# Job
Copy out the listing that follows, exactly, without its pictures.

# Dataset excerpt
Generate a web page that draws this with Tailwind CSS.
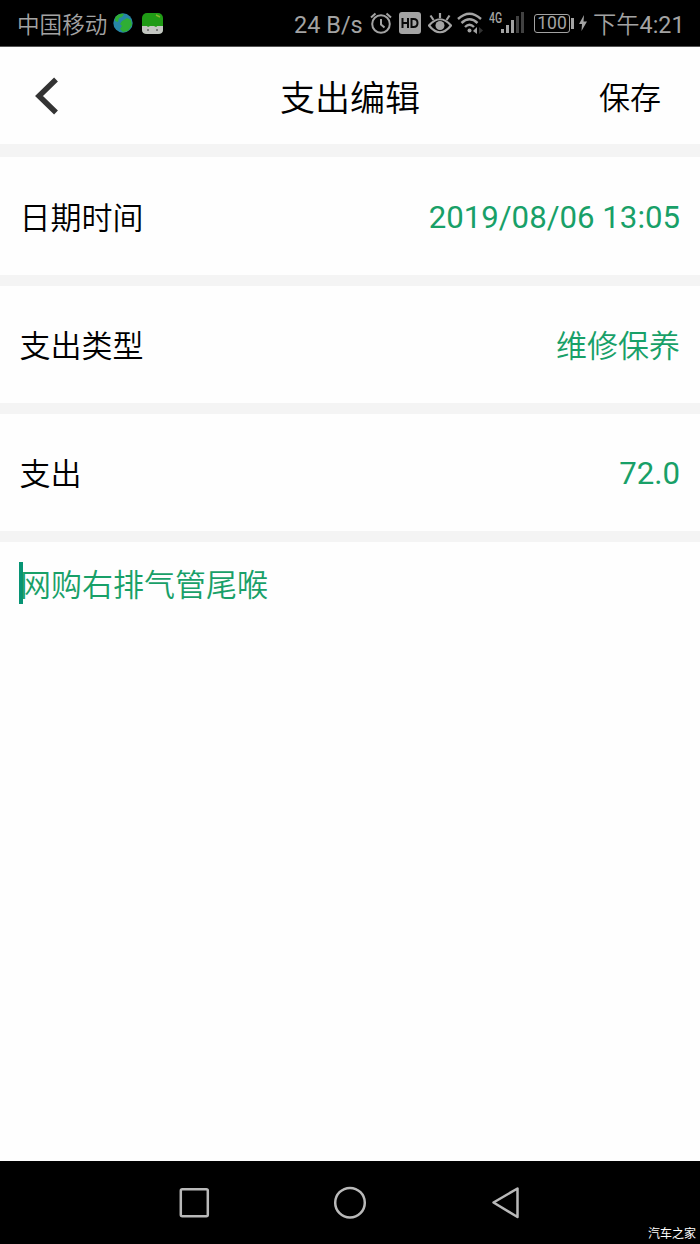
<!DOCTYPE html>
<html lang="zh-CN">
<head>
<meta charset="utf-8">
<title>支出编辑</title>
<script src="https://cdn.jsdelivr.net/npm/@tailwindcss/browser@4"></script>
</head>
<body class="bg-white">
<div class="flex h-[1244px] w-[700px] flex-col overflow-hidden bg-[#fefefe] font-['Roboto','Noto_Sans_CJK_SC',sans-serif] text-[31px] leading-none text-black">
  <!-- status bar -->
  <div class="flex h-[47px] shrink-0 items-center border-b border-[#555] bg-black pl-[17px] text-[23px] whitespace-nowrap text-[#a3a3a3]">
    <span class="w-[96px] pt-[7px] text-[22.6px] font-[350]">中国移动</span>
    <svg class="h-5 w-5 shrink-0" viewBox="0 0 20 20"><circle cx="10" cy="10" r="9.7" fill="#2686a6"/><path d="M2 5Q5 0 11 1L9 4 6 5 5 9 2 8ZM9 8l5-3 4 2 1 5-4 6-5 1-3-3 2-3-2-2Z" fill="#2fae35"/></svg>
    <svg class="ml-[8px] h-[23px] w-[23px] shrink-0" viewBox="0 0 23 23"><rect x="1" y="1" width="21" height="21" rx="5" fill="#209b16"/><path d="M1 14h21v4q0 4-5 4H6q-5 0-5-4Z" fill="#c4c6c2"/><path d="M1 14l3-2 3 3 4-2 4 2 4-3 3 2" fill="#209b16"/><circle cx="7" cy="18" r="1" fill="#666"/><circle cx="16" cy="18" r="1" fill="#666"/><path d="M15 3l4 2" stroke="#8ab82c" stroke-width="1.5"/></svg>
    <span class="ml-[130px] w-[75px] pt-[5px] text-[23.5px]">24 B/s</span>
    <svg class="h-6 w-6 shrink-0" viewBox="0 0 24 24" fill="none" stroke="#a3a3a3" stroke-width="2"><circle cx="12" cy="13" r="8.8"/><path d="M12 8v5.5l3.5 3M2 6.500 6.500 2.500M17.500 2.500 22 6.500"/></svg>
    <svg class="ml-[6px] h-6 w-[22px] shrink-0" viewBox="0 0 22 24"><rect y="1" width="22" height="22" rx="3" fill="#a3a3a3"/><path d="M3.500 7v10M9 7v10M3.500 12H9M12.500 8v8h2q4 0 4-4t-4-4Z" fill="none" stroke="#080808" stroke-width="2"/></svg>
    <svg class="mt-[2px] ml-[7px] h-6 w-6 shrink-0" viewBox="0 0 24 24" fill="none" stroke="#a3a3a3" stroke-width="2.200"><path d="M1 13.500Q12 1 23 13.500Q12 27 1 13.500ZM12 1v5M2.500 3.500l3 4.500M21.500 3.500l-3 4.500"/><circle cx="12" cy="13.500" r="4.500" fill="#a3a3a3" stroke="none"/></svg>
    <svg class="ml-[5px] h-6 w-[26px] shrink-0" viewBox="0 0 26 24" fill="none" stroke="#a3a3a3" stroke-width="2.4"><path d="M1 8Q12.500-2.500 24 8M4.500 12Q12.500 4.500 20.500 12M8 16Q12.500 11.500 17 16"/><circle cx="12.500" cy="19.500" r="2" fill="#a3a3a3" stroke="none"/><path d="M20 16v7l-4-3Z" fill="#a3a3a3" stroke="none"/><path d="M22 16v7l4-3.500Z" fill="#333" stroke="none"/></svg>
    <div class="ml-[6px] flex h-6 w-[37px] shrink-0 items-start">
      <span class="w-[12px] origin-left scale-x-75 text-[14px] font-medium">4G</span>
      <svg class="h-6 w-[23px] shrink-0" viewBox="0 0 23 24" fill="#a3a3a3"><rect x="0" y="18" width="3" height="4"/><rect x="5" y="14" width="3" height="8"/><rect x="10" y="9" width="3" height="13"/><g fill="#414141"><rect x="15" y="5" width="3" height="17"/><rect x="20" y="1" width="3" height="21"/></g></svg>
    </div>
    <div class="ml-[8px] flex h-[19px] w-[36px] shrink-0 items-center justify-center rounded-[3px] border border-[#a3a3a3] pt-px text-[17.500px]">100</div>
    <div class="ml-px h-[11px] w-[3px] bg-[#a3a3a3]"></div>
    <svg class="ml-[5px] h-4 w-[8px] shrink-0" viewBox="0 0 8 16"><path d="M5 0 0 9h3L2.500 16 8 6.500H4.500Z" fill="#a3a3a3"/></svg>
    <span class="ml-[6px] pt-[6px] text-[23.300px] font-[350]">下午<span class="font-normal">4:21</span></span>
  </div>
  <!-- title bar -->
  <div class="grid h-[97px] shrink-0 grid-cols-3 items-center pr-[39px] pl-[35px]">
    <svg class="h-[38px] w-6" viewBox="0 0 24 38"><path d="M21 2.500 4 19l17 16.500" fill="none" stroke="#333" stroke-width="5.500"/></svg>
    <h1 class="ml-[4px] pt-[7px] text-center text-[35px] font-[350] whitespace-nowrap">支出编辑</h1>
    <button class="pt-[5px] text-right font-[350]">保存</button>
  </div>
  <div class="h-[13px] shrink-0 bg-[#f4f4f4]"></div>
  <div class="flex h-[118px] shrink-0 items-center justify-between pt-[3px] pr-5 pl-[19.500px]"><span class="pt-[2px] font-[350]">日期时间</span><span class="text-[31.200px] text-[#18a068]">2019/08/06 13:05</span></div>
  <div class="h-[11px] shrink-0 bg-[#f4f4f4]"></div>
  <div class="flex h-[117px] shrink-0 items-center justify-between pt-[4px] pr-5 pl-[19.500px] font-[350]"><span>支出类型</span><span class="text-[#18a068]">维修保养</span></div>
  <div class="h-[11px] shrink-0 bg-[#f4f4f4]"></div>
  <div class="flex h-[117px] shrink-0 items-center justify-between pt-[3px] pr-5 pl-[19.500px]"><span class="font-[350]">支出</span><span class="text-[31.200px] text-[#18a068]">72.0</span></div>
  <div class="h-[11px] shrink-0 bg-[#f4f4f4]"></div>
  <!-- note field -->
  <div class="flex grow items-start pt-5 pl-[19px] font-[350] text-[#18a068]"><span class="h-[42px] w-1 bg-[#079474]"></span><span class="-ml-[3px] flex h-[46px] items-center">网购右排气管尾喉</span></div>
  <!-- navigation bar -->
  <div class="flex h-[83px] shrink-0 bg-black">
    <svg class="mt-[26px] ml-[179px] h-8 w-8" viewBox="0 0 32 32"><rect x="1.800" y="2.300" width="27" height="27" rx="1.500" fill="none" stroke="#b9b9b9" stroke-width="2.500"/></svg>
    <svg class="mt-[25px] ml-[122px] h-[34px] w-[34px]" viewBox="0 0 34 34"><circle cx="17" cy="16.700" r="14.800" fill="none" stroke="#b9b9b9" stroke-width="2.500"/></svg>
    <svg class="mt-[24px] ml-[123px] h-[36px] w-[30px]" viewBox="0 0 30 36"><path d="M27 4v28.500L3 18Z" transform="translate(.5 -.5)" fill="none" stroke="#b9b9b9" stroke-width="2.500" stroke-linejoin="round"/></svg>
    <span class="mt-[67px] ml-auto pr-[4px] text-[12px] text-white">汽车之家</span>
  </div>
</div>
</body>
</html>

# Complete output
Generate a web page that draws this with Tailwind CSS.
<!DOCTYPE html>
<html lang="zh-CN">
<head>
<meta charset="utf-8">
<title>支出编辑</title>
<script src="https://cdn.jsdelivr.net/npm/@tailwindcss/browser@4"></script>
</head>
<body class="bg-white">
<div class="flex h-[1244px] w-[700px] flex-col overflow-hidden bg-[#fefefe] font-['Roboto','Noto_Sans_CJK_SC',sans-serif] text-[31px] leading-none text-black">
  <!-- status bar -->
  <div class="flex h-[47px] shrink-0 items-center border-b border-[#555] bg-black pl-[17px] text-[23px] whitespace-nowrap text-[#a3a3a3]">
    <span class="w-[96px] pt-[7px] text-[22.6px] font-[350]">中国移动</span>
    <svg class="h-5 w-5 shrink-0" viewBox="0 0 20 20"><circle cx="10" cy="10" r="9.7" fill="#2686a6"/><path d="M2 5Q5 0 11 1L9 4 6 5 5 9 2 8ZM9 8l5-3 4 2 1 5-4 6-5 1-3-3 2-3-2-2Z" fill="#2fae35"/></svg>
    <svg class="ml-[8px] h-[23px] w-[23px] shrink-0" viewBox="0 0 23 23"><rect x="1" y="1" width="21" height="21" rx="5" fill="#209b16"/><path d="M1 14h21v4q0 4-5 4H6q-5 0-5-4Z" fill="#c4c6c2"/><path d="M1 14l3-2 3 3 4-2 4 2 4-3 3 2" fill="#209b16"/><circle cx="7" cy="18" r="1" fill="#666"/><circle cx="16" cy="18" r="1" fill="#666"/><path d="M15 3l4 2" stroke="#8ab82c" stroke-width="1.5"/></svg>
    <span class="ml-[130px] w-[75px] pt-[5px] text-[23.5px]">24 B/s</span>
    <svg class="h-6 w-6 shrink-0" viewBox="0 0 24 24" fill="none" stroke="#a3a3a3" stroke-width="2"><circle cx="12" cy="13" r="8.8"/><path d="M12 8v5.5l3.5 3M2 6.500 6.500 2.500M17.500 2.500 22 6.500"/></svg>
    <svg class="ml-[6px] h-6 w-[22px] shrink-0" viewBox="0 0 22 24"><rect y="1" width="22" height="22" rx="3" fill="#a3a3a3"/><path d="M3.500 7v10M9 7v10M3.500 12H9M12.500 8v8h2q4 0 4-4t-4-4Z" fill="none" stroke="#080808" stroke-width="2"/></svg>
    <svg class="mt-[2px] ml-[7px] h-6 w-6 shrink-0" viewBox="0 0 24 24" fill="none" stroke="#a3a3a3" stroke-width="2.200"><path d="M1 13.500Q12 1 23 13.500Q12 27 1 13.500ZM12 1v5M2.500 3.500l3 4.500M21.500 3.500l-3 4.500"/><circle cx="12" cy="13.500" r="4.500" fill="#a3a3a3" stroke="none"/></svg>
    <svg class="ml-[5px] h-6 w-[26px] shrink-0" viewBox="0 0 26 24" fill="none" stroke="#a3a3a3" stroke-width="2.4"><path d="M1 8Q12.500-2.500 24 8M4.500 12Q12.500 4.500 20.500 12M8 16Q12.500 11.500 17 16"/><circle cx="12.500" cy="19.500" r="2" fill="#a3a3a3" stroke="none"/><path d="M20 16v7l-4-3Z" fill="#a3a3a3" stroke="none"/><path d="M22 16v7l4-3.500Z" fill="#333" stroke="none"/></svg>
    <div class="ml-[6px] flex h-6 w-[37px] shrink-0 items-start">
      <span class="w-[12px] origin-left scale-x-75 text-[14px] font-medium">4G</span>
      <svg class="h-6 w-[23px] shrink-0" viewBox="0 0 23 24" fill="#a3a3a3"><rect x="0" y="18" width="3" height="4"/><rect x="5" y="14" width="3" height="8"/><rect x="10" y="9" width="3" height="13"/><g fill="#414141"><rect x="15" y="5" width="3" height="17"/><rect x="20" y="1" width="3" height="21"/></g></svg>
    </div>
    <div class="ml-[8px] flex h-[19px] w-[36px] shrink-0 items-center justify-center rounded-[3px] border border-[#a3a3a3] pt-px text-[17.500px]">100</div>
    <div class="ml-px h-[11px] w-[3px] bg-[#a3a3a3]"></div>
    <svg class="ml-[5px] h-4 w-[8px] shrink-0" viewBox="0 0 8 16"><path d="M5 0 0 9h3L2.500 16 8 6.500H4.500Z" fill="#a3a3a3"/></svg>
    <span class="ml-[6px] pt-[6px] text-[23.300px] font-[350]">下午<span class="font-normal">4:21</span></span>
  </div>
  <!-- title bar -->
  <div class="grid h-[97px] shrink-0 grid-cols-3 items-center pr-[39px] pl-[35px]">
    <svg class="h-[38px] w-6" viewBox="0 0 24 38"><path d="M21 2.500 4 19l17 16.500" fill="none" stroke="#333" stroke-width="5.500"/></svg>
    <h1 class="ml-[4px] pt-[7px] text-center text-[35px] font-[350] whitespace-nowrap">支出编辑</h1>
    <button class="pt-[5px] text-right font-[350]">保存</button>
  </div>
  <div class="h-[13px] shrink-0 bg-[#f4f4f4]"></div>
  <div class="flex h-[118px] shrink-0 items-center justify-between pt-[3px] pr-5 pl-[19.500px]"><span class="pt-[2px] font-[350]">日期时间</span><span class="text-[31.200px] text-[#18a068]">2019/08/06 13:05</span></div>
  <div class="h-[11px] shrink-0 bg-[#f4f4f4]"></div>
  <div class="flex h-[117px] shrink-0 items-center justify-between pt-[4px] pr-5 pl-[19.500px] font-[350]"><span>支出类型</span><span class="text-[#18a068]">维修保养</span></div>
  <div class="h-[11px] shrink-0 bg-[#f4f4f4]"></div>
  <div class="flex h-[117px] shrink-0 items-center justify-between pt-[3px] pr-5 pl-[19.500px]"><span class="font-[350]">支出</span><span class="text-[31.200px] text-[#18a068]">72.0</span></div>
  <div class="h-[11px] shrink-0 bg-[#f4f4f4]"></div>
  <!-- note field -->
  <div class="flex grow items-start pt-5 pl-[19px] font-[350] text-[#18a068]"><span class="h-[42px] w-1 bg-[#079474]"></span><span class="-ml-[3px] flex h-[46px] items-center">网购右排气管尾喉</span></div>
  <!-- navigation bar -->
  <div class="flex h-[83px] shrink-0 bg-black">
    <svg class="mt-[26px] ml-[179px] h-8 w-8" viewBox="0 0 32 32"><rect x="1.800" y="2.300" width="27" height="27" rx="1.500" fill="none" stroke="#b9b9b9" stroke-width="2.500"/></svg>
    <svg class="mt-[25px] ml-[122px] h-[34px] w-[34px]" viewBox="0 0 34 34"><circle cx="17" cy="16.700" r="14.800" fill="none" stroke="#b9b9b9" stroke-width="2.500"/></svg>
    <svg class="mt-[24px] ml-[123px] h-[36px] w-[30px]" viewBox="0 0 30 36"><path d="M27 4v28.500L3 18Z" transform="translate(.5 -.5)" fill="none" stroke="#b9b9b9" stroke-width="2.500" stroke-linejoin="round"/></svg>
    <span class="mt-[67px] ml-auto pr-[4px] text-[12px] text-white">汽车之家</span>
  </div>
</div>
</body>
</html>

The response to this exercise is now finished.